** START **
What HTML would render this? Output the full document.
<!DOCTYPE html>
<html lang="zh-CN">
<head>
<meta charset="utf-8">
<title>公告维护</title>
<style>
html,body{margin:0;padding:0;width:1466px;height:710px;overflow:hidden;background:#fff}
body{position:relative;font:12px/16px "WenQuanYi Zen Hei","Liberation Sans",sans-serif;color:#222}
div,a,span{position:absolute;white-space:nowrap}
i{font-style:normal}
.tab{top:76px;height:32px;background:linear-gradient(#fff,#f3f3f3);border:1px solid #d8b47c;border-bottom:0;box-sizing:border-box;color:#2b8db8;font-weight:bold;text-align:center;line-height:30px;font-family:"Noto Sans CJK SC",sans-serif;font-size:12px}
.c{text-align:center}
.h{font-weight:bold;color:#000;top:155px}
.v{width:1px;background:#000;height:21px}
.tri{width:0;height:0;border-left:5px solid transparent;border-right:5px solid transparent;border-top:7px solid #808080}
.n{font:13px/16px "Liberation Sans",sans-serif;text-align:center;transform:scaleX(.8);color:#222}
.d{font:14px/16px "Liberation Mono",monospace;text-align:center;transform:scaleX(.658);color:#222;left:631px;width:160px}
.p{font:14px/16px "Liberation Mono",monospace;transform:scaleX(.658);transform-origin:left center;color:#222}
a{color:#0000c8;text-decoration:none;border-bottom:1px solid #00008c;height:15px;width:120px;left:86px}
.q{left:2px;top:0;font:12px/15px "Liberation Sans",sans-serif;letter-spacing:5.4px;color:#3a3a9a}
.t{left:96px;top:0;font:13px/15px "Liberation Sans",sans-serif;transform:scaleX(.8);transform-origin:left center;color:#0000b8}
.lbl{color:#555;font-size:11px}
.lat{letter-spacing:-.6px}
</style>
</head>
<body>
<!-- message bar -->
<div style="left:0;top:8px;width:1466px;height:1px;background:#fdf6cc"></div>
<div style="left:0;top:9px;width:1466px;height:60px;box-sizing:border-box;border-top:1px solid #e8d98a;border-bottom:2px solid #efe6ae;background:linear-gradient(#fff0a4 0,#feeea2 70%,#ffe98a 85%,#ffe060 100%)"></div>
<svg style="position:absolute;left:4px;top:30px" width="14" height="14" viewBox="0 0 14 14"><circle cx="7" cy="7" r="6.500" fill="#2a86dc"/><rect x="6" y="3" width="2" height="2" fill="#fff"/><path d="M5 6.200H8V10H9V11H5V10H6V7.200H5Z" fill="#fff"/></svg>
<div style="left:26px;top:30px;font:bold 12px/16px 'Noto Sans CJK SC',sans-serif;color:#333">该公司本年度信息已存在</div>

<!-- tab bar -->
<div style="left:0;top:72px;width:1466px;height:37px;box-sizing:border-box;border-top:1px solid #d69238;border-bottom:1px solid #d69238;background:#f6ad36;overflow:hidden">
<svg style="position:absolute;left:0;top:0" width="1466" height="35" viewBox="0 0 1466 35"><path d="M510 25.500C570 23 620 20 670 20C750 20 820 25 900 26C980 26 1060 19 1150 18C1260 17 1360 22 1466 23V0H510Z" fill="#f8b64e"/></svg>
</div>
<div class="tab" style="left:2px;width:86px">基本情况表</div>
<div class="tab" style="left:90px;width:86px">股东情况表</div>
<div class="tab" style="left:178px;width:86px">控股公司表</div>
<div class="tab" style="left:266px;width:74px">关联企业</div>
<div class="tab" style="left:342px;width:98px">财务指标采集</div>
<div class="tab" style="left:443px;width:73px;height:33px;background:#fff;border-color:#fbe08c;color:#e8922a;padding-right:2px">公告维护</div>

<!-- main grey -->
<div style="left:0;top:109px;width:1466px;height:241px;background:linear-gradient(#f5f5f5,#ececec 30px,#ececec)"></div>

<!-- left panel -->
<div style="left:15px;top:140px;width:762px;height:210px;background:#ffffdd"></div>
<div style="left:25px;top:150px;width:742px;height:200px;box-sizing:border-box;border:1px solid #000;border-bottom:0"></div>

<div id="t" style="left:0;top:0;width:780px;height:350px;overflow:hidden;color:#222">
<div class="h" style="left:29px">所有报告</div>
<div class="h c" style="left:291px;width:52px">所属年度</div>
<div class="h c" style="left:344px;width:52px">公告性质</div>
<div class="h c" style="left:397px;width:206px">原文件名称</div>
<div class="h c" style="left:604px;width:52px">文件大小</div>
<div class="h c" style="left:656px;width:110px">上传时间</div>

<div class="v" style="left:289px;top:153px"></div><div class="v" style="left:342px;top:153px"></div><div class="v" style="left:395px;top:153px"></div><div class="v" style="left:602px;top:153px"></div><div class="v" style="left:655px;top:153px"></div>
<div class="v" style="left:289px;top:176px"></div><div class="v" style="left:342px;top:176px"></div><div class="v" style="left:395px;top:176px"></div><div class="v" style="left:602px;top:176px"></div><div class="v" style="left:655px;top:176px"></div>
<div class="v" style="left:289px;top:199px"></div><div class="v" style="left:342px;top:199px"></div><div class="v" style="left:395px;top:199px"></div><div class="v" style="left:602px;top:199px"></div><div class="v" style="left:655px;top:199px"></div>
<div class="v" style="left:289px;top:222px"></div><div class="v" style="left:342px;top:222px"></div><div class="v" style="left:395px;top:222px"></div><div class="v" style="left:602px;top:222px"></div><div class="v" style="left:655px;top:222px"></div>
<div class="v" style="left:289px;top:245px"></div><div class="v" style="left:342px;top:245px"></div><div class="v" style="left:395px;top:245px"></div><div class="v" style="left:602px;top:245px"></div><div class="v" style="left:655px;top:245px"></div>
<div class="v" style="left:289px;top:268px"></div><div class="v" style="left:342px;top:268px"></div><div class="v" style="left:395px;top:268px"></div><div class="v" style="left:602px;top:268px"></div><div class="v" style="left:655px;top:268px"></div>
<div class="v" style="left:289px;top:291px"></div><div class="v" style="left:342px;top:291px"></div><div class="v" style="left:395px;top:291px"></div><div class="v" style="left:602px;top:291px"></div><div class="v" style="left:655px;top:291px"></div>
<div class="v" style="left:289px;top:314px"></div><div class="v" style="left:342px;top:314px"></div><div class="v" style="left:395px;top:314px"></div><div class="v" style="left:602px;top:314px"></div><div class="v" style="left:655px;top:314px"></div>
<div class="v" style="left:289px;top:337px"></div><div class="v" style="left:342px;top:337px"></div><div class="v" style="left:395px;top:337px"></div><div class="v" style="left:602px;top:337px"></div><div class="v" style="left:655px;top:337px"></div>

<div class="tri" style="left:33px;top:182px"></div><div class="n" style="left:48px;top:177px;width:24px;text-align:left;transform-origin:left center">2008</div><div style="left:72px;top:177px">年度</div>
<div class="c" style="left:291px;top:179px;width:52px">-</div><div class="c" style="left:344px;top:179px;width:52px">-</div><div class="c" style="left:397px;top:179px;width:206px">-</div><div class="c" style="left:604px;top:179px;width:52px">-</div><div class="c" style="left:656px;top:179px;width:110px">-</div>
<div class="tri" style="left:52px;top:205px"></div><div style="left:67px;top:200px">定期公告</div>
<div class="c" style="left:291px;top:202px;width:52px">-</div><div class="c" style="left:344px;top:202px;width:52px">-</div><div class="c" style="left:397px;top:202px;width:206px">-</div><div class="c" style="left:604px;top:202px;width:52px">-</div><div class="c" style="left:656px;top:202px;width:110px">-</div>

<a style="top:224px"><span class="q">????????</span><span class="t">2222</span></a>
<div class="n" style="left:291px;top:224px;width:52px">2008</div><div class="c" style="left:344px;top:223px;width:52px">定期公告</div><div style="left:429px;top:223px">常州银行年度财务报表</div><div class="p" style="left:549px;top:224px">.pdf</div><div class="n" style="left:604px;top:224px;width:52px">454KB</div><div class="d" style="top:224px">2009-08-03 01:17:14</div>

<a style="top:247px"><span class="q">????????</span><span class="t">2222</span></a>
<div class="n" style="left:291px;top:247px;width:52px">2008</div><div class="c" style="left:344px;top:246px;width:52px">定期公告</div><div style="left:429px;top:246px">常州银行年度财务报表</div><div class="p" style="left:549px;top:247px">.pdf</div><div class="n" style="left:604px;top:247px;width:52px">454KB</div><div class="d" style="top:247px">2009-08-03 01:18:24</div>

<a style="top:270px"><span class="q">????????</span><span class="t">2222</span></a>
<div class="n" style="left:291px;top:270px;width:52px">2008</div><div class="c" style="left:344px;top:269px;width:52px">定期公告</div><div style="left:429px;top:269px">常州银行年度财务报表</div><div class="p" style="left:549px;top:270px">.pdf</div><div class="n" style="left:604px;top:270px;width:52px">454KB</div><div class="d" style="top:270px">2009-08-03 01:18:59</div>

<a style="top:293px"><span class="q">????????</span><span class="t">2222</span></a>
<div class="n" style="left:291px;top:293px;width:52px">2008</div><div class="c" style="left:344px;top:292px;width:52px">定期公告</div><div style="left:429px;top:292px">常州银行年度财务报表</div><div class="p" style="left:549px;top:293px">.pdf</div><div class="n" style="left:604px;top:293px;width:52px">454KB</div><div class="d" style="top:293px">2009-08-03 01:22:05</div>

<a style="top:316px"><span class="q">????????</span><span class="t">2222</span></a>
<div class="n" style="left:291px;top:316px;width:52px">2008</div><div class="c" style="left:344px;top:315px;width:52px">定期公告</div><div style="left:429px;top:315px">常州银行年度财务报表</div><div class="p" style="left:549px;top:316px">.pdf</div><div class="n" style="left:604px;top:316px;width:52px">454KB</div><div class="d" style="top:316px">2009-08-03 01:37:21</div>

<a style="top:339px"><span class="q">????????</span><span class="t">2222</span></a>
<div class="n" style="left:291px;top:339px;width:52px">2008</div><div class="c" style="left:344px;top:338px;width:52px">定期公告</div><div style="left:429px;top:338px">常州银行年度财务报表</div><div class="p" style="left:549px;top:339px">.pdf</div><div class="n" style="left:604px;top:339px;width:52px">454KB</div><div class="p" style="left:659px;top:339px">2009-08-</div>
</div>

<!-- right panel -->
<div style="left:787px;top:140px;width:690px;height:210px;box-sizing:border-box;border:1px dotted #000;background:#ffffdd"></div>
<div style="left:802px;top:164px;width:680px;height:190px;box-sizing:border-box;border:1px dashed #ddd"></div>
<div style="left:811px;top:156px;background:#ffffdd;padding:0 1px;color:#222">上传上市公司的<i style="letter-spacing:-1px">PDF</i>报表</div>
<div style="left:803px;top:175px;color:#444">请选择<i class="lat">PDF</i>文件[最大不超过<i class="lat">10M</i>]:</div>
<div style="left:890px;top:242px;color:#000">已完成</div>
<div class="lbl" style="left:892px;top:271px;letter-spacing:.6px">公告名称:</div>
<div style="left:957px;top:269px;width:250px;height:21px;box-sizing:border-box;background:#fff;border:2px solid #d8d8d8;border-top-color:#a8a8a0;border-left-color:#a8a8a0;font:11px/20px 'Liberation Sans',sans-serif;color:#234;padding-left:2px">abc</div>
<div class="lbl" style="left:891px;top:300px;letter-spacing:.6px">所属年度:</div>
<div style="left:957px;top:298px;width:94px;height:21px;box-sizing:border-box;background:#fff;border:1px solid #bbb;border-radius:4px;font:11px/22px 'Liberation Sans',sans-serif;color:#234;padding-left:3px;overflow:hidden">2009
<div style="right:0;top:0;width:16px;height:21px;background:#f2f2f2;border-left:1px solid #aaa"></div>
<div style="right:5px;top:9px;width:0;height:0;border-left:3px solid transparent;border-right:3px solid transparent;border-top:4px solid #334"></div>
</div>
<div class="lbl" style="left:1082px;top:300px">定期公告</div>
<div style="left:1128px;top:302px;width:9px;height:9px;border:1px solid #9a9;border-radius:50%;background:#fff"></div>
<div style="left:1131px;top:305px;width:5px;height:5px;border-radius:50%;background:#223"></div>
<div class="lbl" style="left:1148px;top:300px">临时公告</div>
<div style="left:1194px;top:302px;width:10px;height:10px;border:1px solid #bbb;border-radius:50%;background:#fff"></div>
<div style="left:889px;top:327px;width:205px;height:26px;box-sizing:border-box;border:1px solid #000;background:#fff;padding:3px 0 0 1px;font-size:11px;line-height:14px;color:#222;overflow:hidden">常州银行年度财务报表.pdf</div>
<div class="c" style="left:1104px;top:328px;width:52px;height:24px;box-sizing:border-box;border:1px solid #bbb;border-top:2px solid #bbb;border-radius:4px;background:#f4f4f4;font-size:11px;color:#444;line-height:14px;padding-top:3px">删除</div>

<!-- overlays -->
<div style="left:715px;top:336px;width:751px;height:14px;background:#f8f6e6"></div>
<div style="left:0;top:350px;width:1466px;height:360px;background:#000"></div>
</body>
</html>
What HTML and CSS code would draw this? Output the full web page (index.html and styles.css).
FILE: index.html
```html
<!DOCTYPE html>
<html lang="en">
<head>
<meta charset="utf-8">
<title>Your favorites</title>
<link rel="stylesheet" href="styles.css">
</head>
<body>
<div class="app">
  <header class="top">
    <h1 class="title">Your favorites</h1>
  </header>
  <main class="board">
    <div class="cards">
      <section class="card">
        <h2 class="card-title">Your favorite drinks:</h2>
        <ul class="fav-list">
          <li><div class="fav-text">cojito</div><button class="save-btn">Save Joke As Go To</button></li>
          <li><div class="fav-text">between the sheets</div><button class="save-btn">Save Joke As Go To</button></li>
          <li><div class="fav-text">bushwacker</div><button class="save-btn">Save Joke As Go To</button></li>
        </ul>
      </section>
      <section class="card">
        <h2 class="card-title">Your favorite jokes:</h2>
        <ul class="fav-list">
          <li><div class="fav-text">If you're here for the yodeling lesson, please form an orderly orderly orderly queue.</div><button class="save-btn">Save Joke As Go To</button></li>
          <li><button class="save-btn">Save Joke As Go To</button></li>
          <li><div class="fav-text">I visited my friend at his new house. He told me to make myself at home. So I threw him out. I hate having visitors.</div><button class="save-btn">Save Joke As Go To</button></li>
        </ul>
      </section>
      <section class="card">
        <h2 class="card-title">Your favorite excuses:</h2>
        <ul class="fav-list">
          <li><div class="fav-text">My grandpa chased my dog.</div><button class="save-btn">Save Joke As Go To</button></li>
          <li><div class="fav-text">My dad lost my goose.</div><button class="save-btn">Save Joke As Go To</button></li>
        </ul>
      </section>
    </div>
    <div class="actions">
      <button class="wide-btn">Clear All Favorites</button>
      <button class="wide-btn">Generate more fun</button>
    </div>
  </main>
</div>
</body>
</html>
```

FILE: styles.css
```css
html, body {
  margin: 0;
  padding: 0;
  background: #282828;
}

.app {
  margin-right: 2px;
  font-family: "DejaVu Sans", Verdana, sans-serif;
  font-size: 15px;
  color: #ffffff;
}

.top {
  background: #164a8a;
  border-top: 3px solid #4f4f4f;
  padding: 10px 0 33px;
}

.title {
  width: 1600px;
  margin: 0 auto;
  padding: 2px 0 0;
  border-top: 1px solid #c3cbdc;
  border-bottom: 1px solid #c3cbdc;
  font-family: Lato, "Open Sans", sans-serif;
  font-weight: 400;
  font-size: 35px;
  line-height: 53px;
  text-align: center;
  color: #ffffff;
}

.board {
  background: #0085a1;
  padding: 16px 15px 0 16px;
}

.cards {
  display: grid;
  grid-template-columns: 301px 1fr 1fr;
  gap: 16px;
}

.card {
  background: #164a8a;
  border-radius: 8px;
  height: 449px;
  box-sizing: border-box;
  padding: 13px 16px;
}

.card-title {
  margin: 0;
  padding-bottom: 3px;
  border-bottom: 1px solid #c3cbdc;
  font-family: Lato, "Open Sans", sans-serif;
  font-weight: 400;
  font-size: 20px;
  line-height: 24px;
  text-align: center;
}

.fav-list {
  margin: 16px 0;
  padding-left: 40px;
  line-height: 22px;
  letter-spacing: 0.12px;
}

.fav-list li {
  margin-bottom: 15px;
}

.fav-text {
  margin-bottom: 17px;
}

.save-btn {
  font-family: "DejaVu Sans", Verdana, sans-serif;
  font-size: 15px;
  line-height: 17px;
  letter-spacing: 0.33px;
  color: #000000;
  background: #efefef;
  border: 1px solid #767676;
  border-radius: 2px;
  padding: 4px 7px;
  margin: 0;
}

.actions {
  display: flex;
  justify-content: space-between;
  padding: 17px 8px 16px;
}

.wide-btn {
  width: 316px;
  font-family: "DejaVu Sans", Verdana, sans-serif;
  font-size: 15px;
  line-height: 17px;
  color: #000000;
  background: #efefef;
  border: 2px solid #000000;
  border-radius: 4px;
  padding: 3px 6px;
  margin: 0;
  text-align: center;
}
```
** END **
■ **EXERCISE DETAILS**
Look through the data above. Find each line with the string "Output" and copy it.

■ **FINISHED TASK**
What HTML would render this? Output the full document.
What HTML and CSS code would draw this? Output the full web page (index.html and styles.css).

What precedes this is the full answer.